Quizá merecemos lo que nos pasa. Tanto si es así como si no, ha llegado el momento de replantear seriamente algunas opiniones que sostenemos desde hace tiempo, nuestras y de otros.
—¡Toma! —declaró Ruth dejando el periódico—. ¿Qué pensáis de todo esto?
—Creo que deberían haber mencionado a papaíto —dijo Benjy.
Ruth le alborotó el cabello cariñosamente.
—Está bien escrito —dijo Nim—. Desgraciadamente, eso es todo. Y, además, llega con cinco años de retraso.

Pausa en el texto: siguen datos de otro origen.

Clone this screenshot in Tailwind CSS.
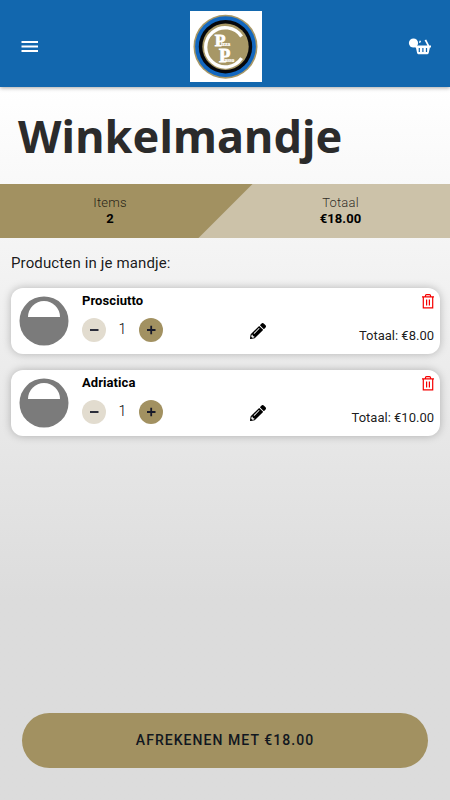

—No me importa —dijo Ruth—. Supongo que debería importarme, pero no. Lo único que me importa por ahora es estar en casa y quereros a todos.

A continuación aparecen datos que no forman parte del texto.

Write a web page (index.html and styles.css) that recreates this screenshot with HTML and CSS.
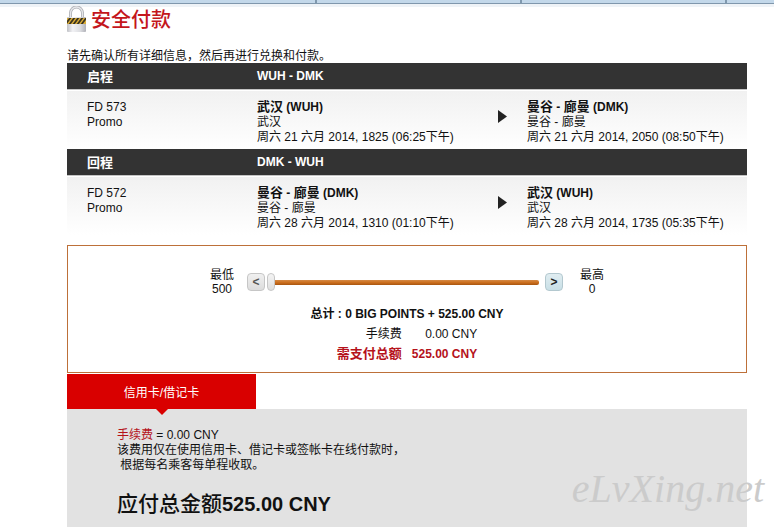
FILE: index.html
```html
<!DOCTYPE html>
<html lang="zh-CN">
<head>
  <meta charset="UTF-8" />
  <meta name="viewport" content="width=device-width, initial-scale=1.0" />
  <title>安全付款</title>
  <link rel="stylesheet" href="styles.css">
</head>
<body>
  <div class="topbar"></div>
  <main>
    <header class="title">
      <svg class="lock" viewBox="0 0 20 27" aria-hidden="true">
        <defs>
          <linearGradient id="metal" x1="0" x2="1" y1="0" y2="0">
            <stop offset="0" stop-color="#c0c1c6" />
            <stop offset="0.3" stop-color="#f2f2f5" />
            <stop offset="0.7" stop-color="#dcdde1" />
            <stop offset="1" stop-color="#b0b1b8" />
          </linearGradient>
          <clipPath id="band"><rect x="0" y="12" width="19" height="6" /></clipPath>
        </defs>
        <path d="M3.500 13V7a6 6 0 0 1 12 0V13" fill="none" stroke="#a9abb1" stroke-width="3" />
        <path d="M3.500 13V7a6 6 0 0 1 12 0V13" fill="none" stroke="#e6e7ea" stroke-width="1.500" />
        <rect x="0" y="11" width="19" height="15" rx="1" fill="url(#metal)" />
        <rect x="0" y="12" width="19" height="6" fill="#dcae38" />
        <path clip-path="url(#band)" d="M-2 19l6-8M2 19l6-8M6 19l6-8M10 19l6-8M14 19l6-8" stroke="#3c3520" stroke-width="1.800" />
      </svg>
      <h1>安全付款</h1>
    </header>

    <p class="intro">请先确认所有详细信息，然后再进行兑换和付款。</p>

    <table class="flight">
      <colgroup>
        <col class="col-number"><col class="col-from"><col class="col-arrow"><col>
      </colgroup>
      <thead>
        <tr>
          <th class="number zh">启程</th>
          <th colspan="3">WUH - DMK</th>
        </tr>
      </thead>
      <tbody>
        <tr>
          <td class="number">FD 573<br>Promo</td>
          <td><b><span class="zh">武汉</span> (WUH)</b><br>武汉<br>周六 21 六月 2014, 1825 (06:25下午)</td>
          <td class="arrow"><svg viewBox="0 0 9 13" aria-hidden="true"><path d="M0 0l9 6.500L0 13z" /></svg></td>
          <td><b><span class="zh">曼谷</span> - <span class="zh">廊曼</span> (DMK)</b><br>曼谷 - 廊曼<br>周六 21 六月 2014, 2050 (08:50下午)</td>
        </tr>
      </tbody>
    </table>

    <table class="flight">
      <colgroup>
        <col class="col-number"><col class="col-from"><col class="col-arrow"><col>
      </colgroup>
      <thead>
        <tr>
          <th class="number zh">回程</th>
          <th colspan="3">DMK - WUH</th>
        </tr>
      </thead>
      <tbody>
        <tr>
          <td class="number">FD 572<br>Promo</td>
          <td><b><span class="zh">曼谷</span> - <span class="zh">廊曼</span> (DMK)</b><br>曼谷 - 廊曼<br>周六 28 六月 2014, 1310 (01:10下午)</td>
          <td class="arrow"><svg viewBox="0 0 9 13" aria-hidden="true"><path d="M0 0l9 6.500L0 13z" /></svg></td>
          <td><b><span class="zh">武汉</span> (WUH)</b><br>武汉<br>周六 28 六月 2014, 1735 (05:35下午)</td>
        </tr>
      </tbody>
    </table>

    <section class="points">
      <div class="slider">
        <label class="min" for="points">最低<br>500</label>
        <button type="button" class="less">&lt;</button>
        <input type="range" id="points" min="0" max="500" value="0" />
        <button type="button" class="more">&gt;</button>
        <label class="max" for="points">最高<br>0</label>
      </div>
      <p class="sum">总计 : 0 BIG POINTS + 525.00 CNY</p>
      <table class="amounts">
        <tr>
          <th>手续费</th>
          <td>0.00 CNY</td>
        </tr>
        <tr class="due">
          <th class="zh">需支付总额</th>
          <td>525.00 CNY</td>
        </tr>
      </table>
    </section>

    <button type="button" class="tab">信用卡/借记卡</button>
    <section class="panel">
      <p><span class="fee">手续费</span> = 0.00 CNY<br>该费用仅在使用信用卡、借记卡或签帐卡在线付款时，<br>&nbsp;根据每名乘客每单程收取。</p>
      <h2><span class="label">应付总金额</span>525.00 CNY</h2>
      <div class="watermark">eLvXing.net</div>
    </section>
  </main>
</body>
</html>
```
FILE: styles.css
```css
body {
  margin: 0;
  background: #fff;
  color: #111;
  font-family: "Liberation Sans", "Noto Sans CJK SC", sans-serif;
  font-size: 12px;
  line-height: 15px;
}
h1, h2, p {
  margin: 0;
}
button {
  padding: 0;
  font-family: inherit;
  cursor: pointer;
}
.zh {
  font-size: 13px;
}
span.zh {
  line-height: 13px;
}
.topbar {
  height: 3px;
  border-bottom: 1px solid #8097ac;
  background: repeating-linear-gradient(to right, #c3d8ea 0, #c3d8ea 203px, #7f98ae 203px, #7f98ae 205px);
  background-position: 112px 0;
  box-shadow: 0 3px 0 #eff3f7;
}
main {
  max-width: 680px;
  margin: 0 27px 0 67px;
}
.title {
  display: flex;
  align-items: center;
  gap: 4px;
  height: 31px;
  padding-bottom: 14px;
}
.lock {
  width: 20px;
  height: 27px;
}
h1 {
  color: #c4161c;
  font-size: 20px;
  font-weight: 500;
  line-height: 28px;
}
.intro {
  line-height: 14px;
}

/* flights */
.flight {
  width: 100%;
  border-collapse: collapse;
  table-layout: fixed;
}
.col-number {
  width: 190px;
}
.col-from {
  width: 230px;
}
.col-arrow {
  width: 40px;
}
.flight thead {
  background: #333;
  color: #fff;
  text-align: left;
}
.flight th {
  height: 26px;
  padding: 0;
}
.flight tbody {
  background: linear-gradient(#c4c4c4 1px, #fff 1px, #fff 2px, #f1f1f1 2px, #fff);
}
.flight td {
  padding: 11px 0 4px;
  vertical-align: top;
  white-space: nowrap;
}
.flight .number {
  padding-left: 20px;
}
.flight .arrow {
  padding-top: 21px;
}
.arrow svg {
  display: block;
  width: 9px;
  height: 13px;
  margin-left: 11px;
  fill: #222;
}

/* points slider */
.points {
  margin-top: 10px;
  padding: 22px 0 8px;
  border: 1px solid #bd7039;
}
.slider {
  display: flex;
  justify-content: center;
  align-items: center;
  margin-bottom: 8px;
  line-height: 14px;
  text-align: center;
}
.slider .min {
  margin-right: 13px;
}
.slider .max {
  margin-left: 17px;
}
.slider button {
  width: 18px;
  height: 18px;
  border: 1px solid #c6c6c6;
  border-radius: 4px;
  background: linear-gradient(#f0f0f0, #dcdcdc);
  color: #555;
  font-size: 12px;
  font-weight: bold;
  line-height: 14px;
}
.slider .more {
  border-color: #b3c8cf;
  background: linear-gradient(#e0edf1, #c8dfe6);
  color: #222;
}
.slider input {
  appearance: none;
  width: 272px;
  height: 18px;
  margin: 0 6px 0 2px;
  background: transparent;
}
.slider input::-webkit-slider-runnable-track {
  height: 5px;
  border-radius: 2px;
  background: linear-gradient(#d58a45, #cc6f1e 50%, #a85510);
}
.slider input::-webkit-slider-thumb {
  appearance: none;
  box-sizing: border-box;
  width: 8px;
  height: 18px;
  margin-top: -7px;
  border: 1px solid #c6c6c6;
  border-radius: 4px;
  background: linear-gradient(#f4f4f4, #dedede);
}
.sum {
  font-weight: bold;
  line-height: 20px;
  text-align: center;
}
.amounts {
  margin: 0 auto;
  border-collapse: collapse;
  line-height: 20px;
  text-align: right;
}
.amounts th {
  padding: 0 10px 0 0;
  font-weight: normal;
  text-align: right;
}
.amounts td {
  padding: 0;
}
.amounts .due th,
.amounts .due td {
  color: #b5121b;
  font-weight: bold;
}

/* payment method */
.tab {
  position: relative;
  z-index: 1;
  display: block;
  width: 189px;
  height: 35px;
  margin-top: 1px;
  border: 0;
  background: #d90000;
  color: #fff;
  font-size: 12px;
}
.tab::after {
  content: "";
  position: absolute;
  top: 100%;
  left: 50%;
  margin-left: -6px;
  border: 6px solid transparent;
  border-top-color: #d90000;
  border-bottom: 0;
}
.panel {
  position: relative;
  padding: 19px 50px 11px;
  background: #e2e2e2;
}
.fee {
  color: #b5121b;
}
h2 {
  margin-top: 19px;
  font-size: 20px;
  line-height: 24px;
}
h2 .label {
  font-size: 21px;
  font-weight: 500;
  line-height: 22px;
}
.watermark {
  position: absolute;
  right: -17px;
  bottom: 18px;
  color: #cbcbcb;
  font-family: "Liberation Serif", serif;
  font-size: 40px;
  font-style: italic;
  line-height: 40px;
}
```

Por la tarde, pese a ser domingo, Nim fue a la «CGS» y a su oficina. Había allí mucha actividad y muchas cosas que resolver. En cierto modo, con los cortes programados que comenzarían dentro de tres días, la empresa entraba en territorio nuevo e inexplorado. Como dijo el jefe de suministro cuando Nim fue al Control Central de Energía:
—Pensamos que todo saldrá bien y, en la medida de lo posible, nos hemos asegurado de que así sea. Pero siempre está el factor «i», lo inesperado, señor Goldman. Lo he visto estropear las cosas demasiadas veces para creer que no puede aparecer en cualquier parte y en cualquier momento.
—Ya nos han pasado unas cuantas cosas inesperadas —señaló Nim.
—Siempre hay lugar para una más, señor; a veces para dos —dijo el jefe de suministro jovialmente—. Por lo menos así lo veo Yo…
Camino de su casa, Nim se preguntó cómo sería la próxima semana y qué ocurriría con el factor «i» del jefe de suministro.
Una o dos horas después que Nim volviera a su casa, Georgos Archambault se aventuró a salir de su apartamento en North Castle. Ahora que el día de la acción, el martes, estaba tan cerca, Georgos se sentía más nervioso e inquieto que nunca desde que vivía escondido. Presentía alguien que le vigilaba o le seguía a la vuelta de cada esquina y en cada sombra. Pero resultó ser solo su imaginación. Consiguió comida sin dificultad en una tienda y compró lo suficiente para que le alcanzara hasta su partida para La Mission la noche del martes.
También compró los periódicos del domingo y echó al correo el sobre con la estúpida encuesta de Pis y Saliva «Golden State». Georgos vaciló brevemente ante el buzón, dudando si después de todo debía enviarlo. Pero al verificar que ya habían retirado la correspondencia del domingo y que no volverían hasta el lunes a media mañana, dejó caer el sobre dentro.